» **Given request**:
Filter the listing below, copying every line in which the word "this" appears.

» **Information shown**:

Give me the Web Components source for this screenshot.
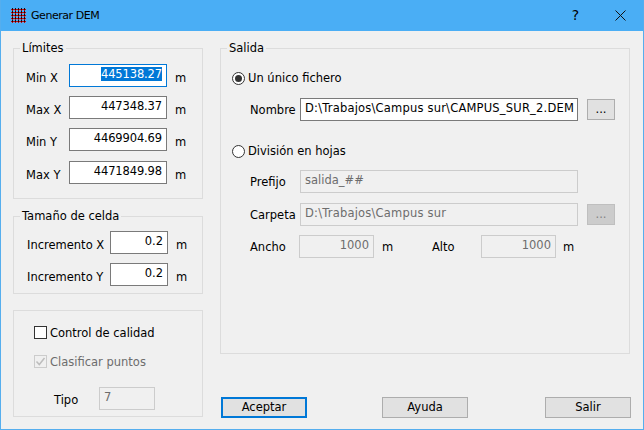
<!DOCTYPE html>
<html><head><meta charset="utf-8">
<style>
html,body{margin:0;padding:0;background:#f0f0f0}
body{width:644px;height:430px;overflow:hidden;font:11.5px/13px "DejaVu Sans",sans-serif;color:#000}
</style></head><body>
<x-dialog>
  <x-group slot="left" legend="Límites" style="--h:149px;--pt:8px;--pl:12px;--gap:9px">
    <x-field label="Min X" value="445138.27" unit="m" selected style="--lw:43px;--iw:98px;--ils:-.13px"></x-field>
    <x-field label="Max X" value="447348.37" unit="m" style="--lw:43px;--iw:98px;--ils:-.13px"></x-field>
    <x-field label="Min Y" value="4469904.69" unit="m" style="--lw:43px;--iw:98px;--ils:-.13px"></x-field>
    <x-field label="Max Y" value="4471849.98" unit="m" style="--lw:43px;--iw:98px;--ils:-.13px;margin-top:1px"></x-field>
  </x-group>
  <x-group slot="left" legend="Tamaño de celda" style="--h:76px;--pt:7px;--pl:13px;--gap:9px;margin-top:17px">
    <x-field label="Incremento X" value="0.2" unit="m" style="--lw:83px;--iw:58px"></x-field>
    <x-field label="Incremento Y" value="0.2" unit="m" style="--lw:83px;--iw:58px"></x-field>
  </x-group>
  <x-group slot="left" style="--h:105px;--pt:15px;--pl:20px;--gap:16px;margin-top:16px">
    <x-check>Control de calidad</x-check>
    <x-check checked disabled>Clasificar puntos</x-check>
    <x-field label="Tipo" value="7" align="left" disabled style="--lw:45px;--iw:56px;--lp:7px;margin:3px 0 0 20px"></x-field>
  </x-group>
  <x-group slot="right" legend="Salida" style="--h:304px;--pt:16px;--pl:11px;--gap:0px">
    <x-radio checked>Un único fichero</x-radio>
    <x-field label="Nombre" value="D:\Trabajos\Campus sur\CAMPUS_SUR_2.DEM" align="left" browse style="--lw:50px;--iw:278px;--lp:6px;--ils:.2px;margin:13px 0 0 18px"></x-field>
    <x-radio style="margin-top:24px">División en hojas</x-radio>
    <x-field label="Prefijo" value="salida_##" align="left" disabled style="--lw:50px;--iw:278px;--lp:6px;margin:12px 0 0 18px"></x-field>
    <x-field label="Carpeta" value="D:\Trabajos\Campus sur" align="left" disabled browse style="--lw:50px;--iw:278px;--lp:6px;--ils:.2px;margin:10px 0 0 18px"></x-field>
    <x-size-row style="margin:9px 0 0 18px">
      <x-field label="Ancho" value="1000" unit="m" disabled style="--lw:49px;--iw:75px;--uw:50px;--lp:6px"></x-field>
      <x-field label="Alto" value="1000" unit="m" disabled style="--lw:49px;--iw:75px;--ug:7px;--lp:6px"></x-field>
    </x-size-row>
  </x-group>
  <x-button slot="actions" default>Aceptar</x-button>
  <x-button slot="actions">Ayuda</x-button>
  <x-button slot="actions">Salir</x-button>
</x-dialog>
<script>
function def(name, css, html, init){
  customElements.define(name, class extends HTMLElement{
    constructor(){super();this.attachShadow({mode:'open'}).innerHTML='<style>'+css+'</style>'+html;}
    connectedCallback(){ if(init) init.call(this,this.shadowRoot); }
  });
}
def('x-titlebar',
 `:host{display:flex;align-items:center;height:31px;background:#4aaef5;color:#000}
  svg{display:block}
  .ic{margin-left:10px;width:15px;height:15px}
  .t{margin-left:5px;flex:1;padding-bottom:1px;font-size:11px;letter-spacing:-.45px}
  .b{width:45px;height:31px;display:flex;align-items:center;justify-content:center}
  .q{font-size:14px}`,
 `<svg class="ic" viewBox="0 0 15 15" shape-rendering="crispEdges"><path d="M1.5 0V15M4.5 0V15M7.5 0V15M10.5 0V15M13.5 0V15M0 1.5H15M0 4.5H15M0 7.5H15M0 10.5H15M0 13.5H15" stroke="#d40000" stroke-width="1" fill="none"/><path d="M1.5 0V15M4.5 0V15M7.5 0V15M10.5 0V15M13.5 0V15" stroke="#111" stroke-width="1" stroke-dasharray="1 2" fill="none" stroke-dashoffset="0"/><path d="M1 1h1v1H1zM4 1h1v1H4zM7 1h1v1H7zM10 1h1v1h-1zM13 1h1v1h-1zM1 4h1v1H1zM4 4h1v1H4zM7 4h1v1H7zM10 4h1v1h-1zM13 4h1v1h-1zM1 7h1v1H1zM4 7h1v1H4zM7 7h1v1H7zM10 7h1v1h-1zM13 7h1v1h-1zM1 10h1v1H1zM4 10h1v1H4zM7 10h1v1H7zM10 10h1v1h-1zM13 10h1v1h-1zM1 13h1v1H1zM4 13h1v1H4zM7 13h1v1H7zM10 13h1v1h-1zM13 13h1v1h-1z" fill="#111"/></svg>
  <span class="t"><slot></slot></span>
  <span class="b q">?</span>
  <span class="b"><svg width="11" height="11" viewBox="0 0 11 11"><path d="M.5.5l10 10M10.5.5l-10 10" stroke="#111" stroke-width="1" fill="none"/></svg></span>`);
def('x-dialog',
 `:host{display:block;width:644px;height:430px;box-sizing:border-box;border:1px solid #55aeee;border-top:0;background:#f0f0f0}
  .main{display:grid;grid-template-columns:190px 410px;column-gap:17px;padding:17px 0 0 12px}
  .l,.r{display:flex;flex-direction:column}
  .a{display:grid;grid-template-columns:161px 163px 86px;margin:43px 0 0 1px}`,
 `<x-titlebar>Generar DEM</x-titlebar>
  <div class="main"><div class="l"><slot name="left"></slot></div>
  <div class="r"><slot name="right"></slot><div class="a"><slot name="actions"></slot></div></div></div>`);
def('x-group',
 `:host{display:block;box-sizing:content-box;height:var(--h);border:1px solid #dcdcdc}
  .lg{display:table;height:15px;line-height:15px;margin:-8px 0 0 6px;padding:0 2px;background:#f0f0f0}
  .lg:empty{display:block;height:0;margin:0;padding:0}
  .c{display:flex;flex-direction:column;align-items:flex-start;gap:var(--gap);padding:var(--pt) 0 0 var(--pl)}`,
 `<div class="lg"></div><div class="c"><slot></slot></div>`,
 function(s){ s.querySelector('.lg').textContent=this.getAttribute('legend')||''; });
def('x-input',
 `:host{display:block;box-sizing:border-box;width:var(--iw);height:23px;border:1px solid #7a7a7a;background:#fff;padding:3px 4px 0;white-space:nowrap;overflow:hidden;line-height:13px;letter-spacing:var(--ils,0)}
  :host([right]){text-align:right}
  :host([selected]){border-color:#0078d7}
  :host([selected]) span{background:#0078d7;color:#fff}
  :host([disabled]){background:#f0f0f0;border-color:#ccc;color:#6d6d6d}`,
 `<span><slot></slot></span>`);
def('x-field',
 `:host{display:flex;align-items:flex-start}
  .l{width:var(--lw);flex:none;padding-top:var(--lp,8px);white-space:nowrap}
  .u{margin-left:var(--ug,8px);padding-top:var(--lp,8px);width:var(--uw,auto)}
  x-button{margin:1px 0 0 9px;--bw:28px;--bh:21px}`,
 ``,
 function(s){
  if(s.querySelector('.l'))return;
  const a=n=>this.getAttribute(n), h=n=>this.hasAttribute(n);
  const d=h('disabled');
  const w=document.createElement('div');
  w.style.display='contents';
  w.innerHTML=`<span class="l">${a('label')}</span><x-input ${a('align')==='left'?'':'right'} ${h('selected')?'selected':''} ${d?'disabled':''}></x-input>`
   +(a('unit')?`<span class="u">${a('unit')}</span>`:'')
   +(h('browse')?`<x-button ${d?'disabled':''}>...</x-button>`:'');
  w.querySelector('x-input').textContent=a('value');
  s.appendChild(w);
 });
def('x-size-row',`:host{display:flex}`,`<slot></slot>`);
def('x-check',
 `:host{display:flex;align-items:flex-start;height:13px}
  .b{width:13px;height:13px;box-sizing:border-box;border:1px solid #333;background:#fff;margin-right:3px;flex:none}
  .x{padding-top:1px}
  svg{display:none;width:11px;height:11px}
  :host([checked]) svg{display:block}
  :host([disabled]){color:#6d6d6d}
  :host([disabled]) .b{border-color:#ccc;background:#f0f0f0}`,
 `<span class="b"><svg viewBox="0 0 11 11"><path d="M1.5 5.5l2.8 3L9.5 2" stroke="#bdbdbd" stroke-width="1.5" fill="none"/></svg></span><span class="x"><slot></slot></span>`);
def('x-radio',
 `:host{display:flex;align-items:flex-start}
  svg{width:13px;height:13px;margin-right:3px;flex:none;display:block}
  circle.d{display:none}
  :host([checked]) circle.d{display:inline}`,
 `<svg viewBox="0 0 13 13"><circle cx="6.5" cy="6.5" r="6" fill="#fff" stroke="#333"/><circle class="d" cx="6.5" cy="6.5" r="3.5" fill="#333"/></svg><span><slot></slot></span>`);
def('x-button',
 `:host{display:flex;align-items:center;justify-content:center;box-sizing:border-box;width:var(--bw,86px);height:var(--bh,21px);border:1px solid #adadad;background:#e1e1e1;flex:none}
  :host([default]){border:2px solid #0078d7}
  :host([disabled]){background:#ccc;border-color:#bfbfbf;color:#838383}`,
 `<slot></slot>`);
</script>
</body></html>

» **Finished answer**:
Give me the Web Components source for this screenshot.
    constructor(){super();this.attachShadow({mode:'open'}).innerHTML='<style>'+css+'</style>'+html;}
    connectedCallback(){ if(init) init.call(this,this.shadowRoot); }
 function(s){ s.querySelector('.lg').textContent=this.getAttribute('legend')||''; });
  const a=n=>this.getAttribute(n), h=n=>this.hasAttribute(n);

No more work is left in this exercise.